Bonnie Bullough
From Philosopedia
Bullough, Bonnie (1927—1996)
Bullough, who had been a dean of nursing at the State University of New York at Buffalo, was a Humanist Laureate in the Council for Secular Humanism’s International Academy of Humanism. Also, she was a Secular Humanist Mentor of the Council for Secular Humanism, was on that group’s Faith-Healing Investigation Project, and was a contributing editor for Free Inquiry.
In 1966 she became a Fulbright lecturer in Cairo. With her husband, Vern L. Bullough, she wrote Women and Prostitution, A Social History as well as Sexual Attitudes: Myths and Realities (1995). She spoke in Delphi, Greece, at the 1995 International Multidisciplinary Conference on Human Behaviour and the Meaning of Modern Humanism in. Also in 1995, she and her husband were given an Alfred C. Kinsey award for outstanding contributions to the scientific study of sexuality. With her husband, Bullough went to Berlin, Beijing, Amsterdam, Toronto, and elsewhere, proclaiming the virtues of humanism.
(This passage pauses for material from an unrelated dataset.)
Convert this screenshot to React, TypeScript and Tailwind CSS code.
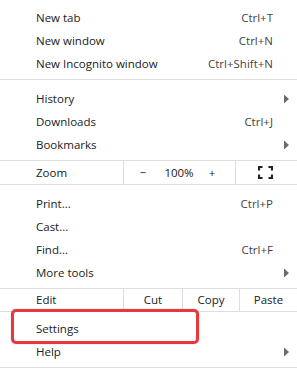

In Ghana, she brought contraceptive information to women.
Gerald Larue, at a commemoration ceremony following her death, told of her somewhat unhappy childhood, of her having been born into a Mormon family and never having known her father. Larue mentioned that she had written and co-authored more than 160 refereed articles as well as another fifty and over twenty chapters in a variety of books.
Bullough, who suffered from interstitial lung disease, chose to spend her last hours playing a game of bridge and, just before dying, left her husband Vern with a list of jobs to do, including the final preparation of a book she was completing. This illustrated, Paul Kurtz wrote, that she “did not believe in the illusion of immortality. She thought that the best response to death is the reaffirmation of life.”